The callee must create a local copy if (this is not verbatim from previous post as it has limitations as been pointed pointed) :
 - Mutate the struct or anything that *may* alias/be transitively reached through the struct.
 - Pass by ref/address taken to a non const/non weakly pure function (including method call) of the struct or anything that *may* alias/be transitively reached through the struct.

It does guarantee that visible result will be the same.
March 12, 2013
Am Tue, 12 Mar 2013 09:21:49 +0100
schrieb "Namespace" <rswhite4@googlemail.com>:

> I also think that we do not need 'inline' or 'register'. Nowadays, compilers can really assess the situation much better than we do.

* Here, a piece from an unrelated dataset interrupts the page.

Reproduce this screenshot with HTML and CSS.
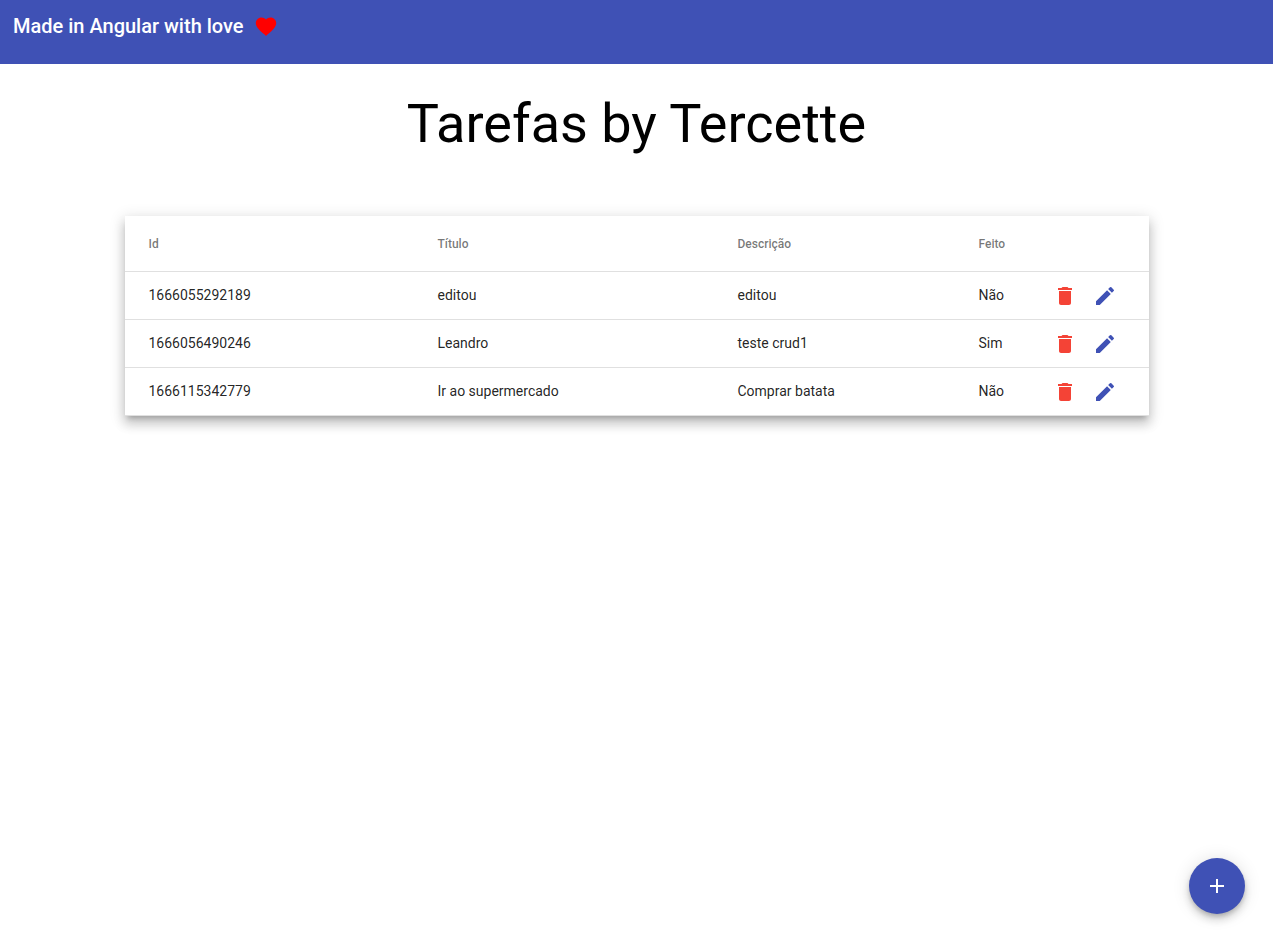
FILE: index.html
```html
<!DOCTYPE html>
<html lang="pt-BR">
<head>
  <meta charset="utf-8">
  <meta name="viewport" content="width=device-width, initial-scale=1">
  <title>Tarefas by Tercette</title>
  <link rel="stylesheet" href="styles.css">
</head>
<body>
  <svg class="sprite" aria-hidden="true">
    <symbol id="trash" viewBox="0 0 24 24"><path d="M6 19c0 1.1.9 2 2 2h8c1.100 0 2-.9 2-2V7H6v12zM19 4h-3.500l-1-1h-5l-1 1H5v2h14V4z"/></symbol>
    <symbol id="pencil" viewBox="0 0 24 24"><path d="M3 17.250V21h3.750L17.810 9.940l-3.750-3.750L3 17.250zM20.710 7.040a1 1 0 0 0 0-1.410l-2.340-2.340a1 1 0 0 0-1.410 0l-1.830 1.830 3.750 3.750 1.830-1.830z"/></symbol>
  </svg>
  <header class="toolbar">
    <span class="toolbar-title">Made in Angular with love</span>
    <svg class="icon heart" viewBox="0 0 24 24" aria-hidden="true"><path d="M12 22l-1.450-1.400C5.200 16 1.800 12.900 1.800 9 1.800 5.900 4.300 3.400 7.500 3.400c1.740 0 3.410.81 4.500 2.090 1.090-1.280 2.760-2.090 4.500-2.090 3.200 0 5.700 2.500 5.700 5.600 0 3.900-3.400 7-8.750 11.600L12 22z"/></svg>
  </header>
  <main class="page">
    <h1 class="heading">Tarefas by Tercette</h1>
    <table class="tasks">
      <colgroup>
        <col class="col-id"><col class="col-title"><col class="col-description"><col class="col-done"><col class="col-actions">
      </colgroup>
      <thead>
        <tr><th scope="col">Id</th><th scope="col">Título</th><th scope="col">Descrição</th><th scope="col">Feito</th><td></td></tr>
      </thead>
      <tbody>
        <tr>
          <td>1666055292189</td><td>editou</td><td>editou</td><td>Não</td>
          <td><div class="actions"><button class="action remove" type="button" aria-label="Excluir"><svg class="icon"><use href="#trash"/></svg></button><button class="action edit" type="button" aria-label="Editar"><svg class="icon"><use href="#pencil"/></svg></button></div></td>
        </tr>
        <tr>
          <td>1666056490246</td><td>Leandro</td><td>teste crud1</td><td>Sim</td>
          <td><div class="actions"><button class="action remove" type="button" aria-label="Excluir"><svg class="icon"><use href="#trash"/></svg></button><button class="action edit" type="button" aria-label="Editar"><svg class="icon"><use href="#pencil"/></svg></button></div></td>
        </tr>
        <tr>
          <td>1666115342779</td><td>Ir ao supermercado</td><td>Comprar batata</td><td>Não</td>
          <td><div class="actions"><button class="action remove" type="button" aria-label="Excluir"><svg class="icon"><use href="#trash"/></svg></button><button class="action edit" type="button" aria-label="Editar"><svg class="icon"><use href="#pencil"/></svg></button></div></td>
        </tr>
      </tbody>
    </table>
  </main>
  <button class="fab" type="button" aria-label="Adicionar tarefa">
    <svg class="icon" viewBox="0 0 24 24" aria-hidden="true"><path d="M19 13h-6v6h-2v-6H5v-2h6V5h2v6h6v2z"/></svg>
  </button>
</body>
</html>
```

FILE: styles.css
```css
* {
  box-sizing: border-box;
}

body {
  min-height: 100vh;
  margin: 0;
  background: #fff;
  color: #000;
  font-family: Roboto, "Liberation Sans", sans-serif;
}

.sprite {
  display: none;
}

.icon {
  display: block;
  width: 24px;
  height: 24px;
  fill: currentColor;
}

.toolbar {
  display: flex;
  align-items: flex-start;
  gap: 10px;
  min-height: 64px;
  padding: 14px 13px;
  background: #3f51b5;
  color: #fff;
}

.toolbar-title {
  font-size: 20px;
  font-weight: 500;
  line-height: 24px;
}

.heart {
  color: #f00;
}

.page {
  max-width: 1024px;
  margin: 0 auto;
  padding: 32px 0;
}

.heading {
  margin: 0 0 64px;
  font-size: 54px;
  font-weight: 400;
  line-height: 56px;
  text-align: center;
}

.tasks {
  width: 100%;
  table-layout: fixed;
  border-spacing: 0;
  background: #fff;
  box-shadow: 0 5px 5px -3px rgba(0, 0, 0, 0.2), 0 8px 10px 1px rgba(0, 0, 0, 0.14), 0 3px 14px 2px rgba(0, 0, 0, 0.12);
}

.col-id {
  width: 313px;
}

.col-title {
  width: 300px;
}

.col-description {
  width: 241px;
}

.col-done {
  width: 66px;
}

.tasks th,
.tasks td {
  padding: 0;
  border-bottom: 1px solid #e0e0e0;
  text-align: left;
}

.tasks th {
  height: 56px;
  color: rgba(0, 0, 0, 0.54);
  font-size: 12px;
  font-weight: 500;
}

.tasks td {
  height: 48px;
  padding-bottom: 2px;
  color: rgba(0, 0, 0, 0.87);
  font-size: 14px;
}

.tasks td:last-child {
  padding-bottom: 0;
}

.tasks th:first-child,
.tasks td:first-child {
  padding-left: 24px;
}

.actions {
  display: flex;
}

.action {
  display: grid;
  place-items: center;
  width: 40px;
  height: 40px;
  padding: 0;
  border: 0;
  border-radius: 50%;
  background: transparent;
  cursor: pointer;
}

.remove {
  color: #f44336;
}

.edit {
  color: #3f51b5;
}

.fab {
  position: fixed;
  right: 28px;
  bottom: 29px;
  display: grid;
  place-items: center;
  width: 56px;
  height: 56px;
  padding: 0;
  border: 0;
  border-radius: 50%;
  background: #3f51b5;
  color: #fff;
  box-shadow: 0 3px 5px -1px rgba(0, 0, 0, 0.2), 0 6px 10px 0 rgba(0, 0, 0, 0.14), 0 1px 18px 0 rgba(0, 0, 0, 0.12);
  cursor: pointer;
}
```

Not to forget that ever since we have Intel, AMD and different
generations of complex CPUs (branch prediction,
prefetching, ...) in coexistence all the work you do to
optimize on your CPU (which improves over the compiler
generated code) might slow down the next CPU.
Maybe embedded developers disagree with my x86 centristic view,
though :)

-- 
Marco

March 12, 2013
> To repeat myself :
>
> The caller is free to call the ref version of the function unless
> (rules evaluate in order) :
>  - The argument is an rvalue (in such case, no postblit is
> executed as well).
>  - The argument is shared.
>  - The argument's postblit in not pure (weakly).
>
> The callee must create a local copy if (this is not verbatim from previous post as it has limitations as been pointed pointed) :
>  - Mutate the struct or anything that *may* alias/be transitively reached through the struct.
>  - Pass by ref/address taken to a non const/non weakly pure function (including method call) of the struct or anything that *may* alias/be transitively reached through the struct.
>
> It does guarantee that visible result will be the same.

Because I do not understand everything (due to my bad English) I would be glad to see one or maybe more examples where the compiler (according to your rules) change pass by value into pass by reference, and where not.

And the problem remains that we have to get the attention of Walter or Andrei.